CHARLOTTE, N.C. - The Sandbox is a local nonprofit that helps families whose children are battling cancer and other life-altering illnesses.
The group said it has collected hundreds of dollars' worth of gift cards and food for families struggling to have a joyful Thanksgiving.
BJ Hamilton told Eyewitness News that her daughter Kinley had a grateful and thoughtful heart.
"Always thought of others," Hamilton said.
She said Kinley was only 11 years old when she was diagnosed with a brain tumor. Last October, Kinley passed away. A month later, a difficult holiday changed a bit when a Thanksgiving basket appeared.
"It was amazing just to know that we didn't have to worry," said Hamilton.
This year, the same group that gave her that basket is giving out more than 100 of the Thanksgiving dinner baskets again. The Sandbox is giving the baskets to families in the Charlotte area whose children are battling very serious illnesses.
"It just takes that off them and just lets them know they are being thought of," said Mary Parker, a volunteer.
Parker and her family helped organize the Thanksgiving project this year. She says the meals help some families who have been financially hurt by the cost of treatment, traveling and missed work.
The group is also giving some baskets and food to the Ronald McDonald House in Charlotte. The house is serving more than two dozen families this Thanksgiving with food donated by several groups.
"If it wasn't for them, we wouldn't be having one," said Jackie Sells.
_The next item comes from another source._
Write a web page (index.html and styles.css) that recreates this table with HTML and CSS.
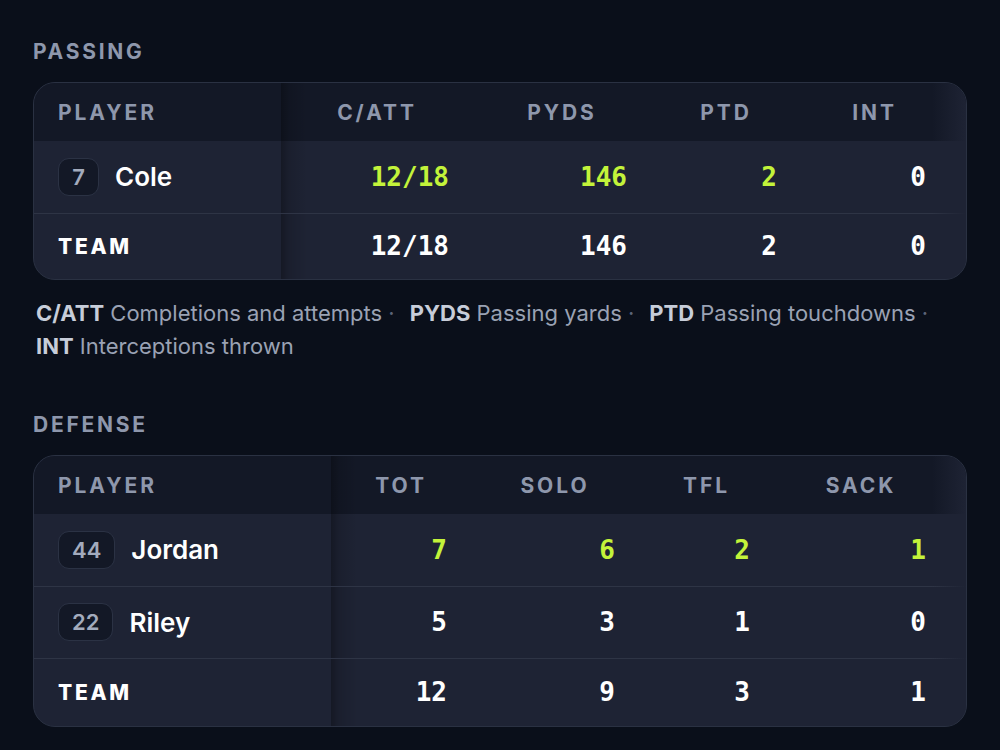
FILE: index.html
```html
<!DOCTYPE html>
<html lang="en">
<head>
<meta charset="utf-8">
<title>Box score</title>
<link rel="stylesheet" href="styles.css">
</head>
<body>
<main class="page">
  <section class="stat-section">
    <h2 class="section-title">Passing</h2>
    <div class="table-card">
      <table class="stat-table passing">
        <colgroup>
          <col class="w-player"><col class="w-catt"><col class="w-pyds"><col class="w-ptd"><col>
        </colgroup>
        <thead>
          <tr><th class="col-player">Player</th><th>C/ATT</th><th>PYDS</th><th>PTD</th><th>INT</th></tr>
        </thead>
        <tbody>
          <tr>
            <td class="col-player"><div class="player"><span class="jersey">7</span><span class="name">Cole</span></div></td>
            <td class="lead">12/18</td><td class="lead">146</td><td class="lead">2</td><td>0</td>
          </tr>
        </tbody>
        <tfoot>
          <tr class="team-row">
            <td class="col-player team-label">Team</td>
            <td>12/18</td><td>146</td><td>2</td><td>0</td>
          </tr>
        </tfoot>
      </table>
      <div class="edge-fade"></div>
    </div>
    <ul class="legend">
      <li><b>C/ATT</b> Completions and attempts <span class="sep">·</span></li>
      <li><b>PYDS</b> Passing yards <span class="sep">·</span></li>
      <li><b>PTD</b> Passing touchdowns <span class="sep">·</span></li>
      <li><b>INT</b> Interceptions thrown</li>
    </ul>
  </section>

  <section class="stat-section">
    <h2 class="section-title">Defense</h2>
    <div class="table-card">
      <table class="stat-table defense">
        <colgroup>
          <col class="w-dplayer"><col class="w-tot"><col class="w-solo"><col class="w-tfl"><col>
        </colgroup>
        <thead>
          <tr><th class="col-player">Player</th><th>TOT</th><th>SOLO</th><th>TFL</th><th>SACK</th></tr>
        </thead>
        <tbody>
          <tr>
            <td class="col-player"><div class="player"><span class="jersey">44</span><span class="name">Jordan</span></div></td>
            <td class="lead">7</td><td class="lead">6</td><td class="lead">2</td><td class="lead">1</td>
          </tr>
          <tr>
            <td class="col-player"><div class="player"><span class="jersey">22</span><span class="name">Riley</span></div></td>
            <td>5</td><td>3</td><td>1</td><td>0</td>
          </tr>
        </tbody>
        <tfoot>
          <tr class="team-row">
            <td class="col-player team-label">Team</td>
            <td>12</td><td>9</td><td>3</td><td>1</td>
          </tr>
        </tfoot>
      </table>
      <div class="edge-fade"></div>
    </div>
  </section>
</main>
</body>
</html>
```

FILE: styles.css
```css
* { box-sizing: border-box; }

html, body {
  margin: 0;
  padding: 0;
  background: #0a0f1a;
}

body {
  font-family: Inter, "Noto Sans", sans-serif;
  color: #ffffff;
}

.page {
  padding: 38px 33px 0 33px;
  display: flex;
  flex-direction: column;
  gap: 48px;
}

.section-title {
  margin: 0 0 16px 0;
  font-size: 21px;
  line-height: 28px;
  font-weight: 700;
  letter-spacing: 0.13em;
  text-transform: uppercase;
  color: #8e97ac;
}

.table-card {
  position: relative;
  border: 1px solid #2a3142;
  border-radius: 22px;
  overflow: hidden;
  background: #1e2334;
}

.stat-table {
  width: 100%;
  border-collapse: collapse;
  table-layout: fixed;
}

.w-player { width: 247px; }
.w-catt { width: 192px; }
.w-pyds { width: 178px; }
.w-ptd { width: 150px; }
.w-dplayer { width: 297px; }
.w-tot { width: 140px; }
.w-solo { width: 168px; }
.w-tfl { width: 135px; }

.stat-table th {
  height: 58px;
  padding: 0;
  background: #131826;
  font-size: 21px;
  font-weight: 700;
  letter-spacing: 0.14em;
  text-transform: uppercase;
  color: #8e97ac;
  text-align: center;
  vertical-align: middle;
}

.stat-table th:last-child { padding-right: 18px; }

.stat-table th.col-player {
  text-align: left;
  padding-left: 24px;
}

.stat-table td {
  height: 72px;
  padding: 0 24px 0 0;
  text-align: right;
  vertical-align: middle;
  font-family: "DejaVu Sans Mono", monospace;
  font-weight: 700;
  font-size: 26px;
  color: #ffffff;
  border-bottom: 1px solid #2e3445;
}

.stat-table td:last-child { padding-right: 40px; }

.stat-table td.col-player {
  text-align: left;
  padding-left: 24px;
  font-family: Inter, "Noto Sans", sans-serif;
}

.stat-table th:nth-child(2),
.stat-table td:nth-child(2) {
  background-image: linear-gradient(to right, rgba(0, 0, 0, 0.3), rgba(0, 0, 0, 0.12) 8px, rgba(0, 0, 0, 0) 26px);
}

.stat-table td.lead { color: #c3f33a; }

.team-row td {
  height: 66px;
  border-bottom: none;
}

.defense .team-row td { height: 68px; }

.team-row td.team-label {
  font-size: 21px;
  font-weight: 800;
  letter-spacing: 0.13em;
  text-transform: uppercase;
}

.player {
  display: flex;
  align-items: center;
  gap: 16px;
}

.jersey {
  min-width: 41px;
  height: 38px;
  padding: 0 13px;
  border: 1px solid #2b3244;
  border-radius: 11px;
  background: #131826;
  display: inline-flex;
  align-items: center;
  justify-content: center;
  font-size: 22px;
  font-weight: 600;
  color: #a3abbd;
}

.name {
  font-size: 26px;
  font-weight: 600;
  color: #ffffff;
}

.edge-fade {
  position: absolute;
  top: 0;
  right: 0;
  bottom: 0;
  width: 34px;
  background: linear-gradient(to left, #1e2334, rgba(30, 35, 52, 0));
  pointer-events: none;
}

.legend {
  list-style: none;
  margin: 17px 0 0 0;
  padding: 0 0 0 3px;
  display: flex;
  flex-wrap: wrap;
  column-gap: 15px;
  font-size: 22px;
  line-height: 33px;
  color: #9aa2b4;
}

.legend b {
  font-weight: 700;
  color: #c7cdd9;
}

.legend .sep {
  color: #5c6478;
}
```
Sells' son Austin is just 6 years old. She says he has cerebral palsy, and is legally blind and deaf.
Over the past year, she says, they've spent more time in hospitals than home, dealing with health complications. But they are hopeful new hearing aids will help him talk again.
"I can't wait for him to say 'I love you mommy' again," she said. "I am so thankful for everything God has done for all these little children. They are so much stronger, I think, than we give them credit for."
These families are facing such big challenges, a meal may seem trivial. But Sells and Hamilton said it's not.
"Just to know there is someone still out there and still thinks about you," said Hamilton.
"They will never know what it means," said Sells.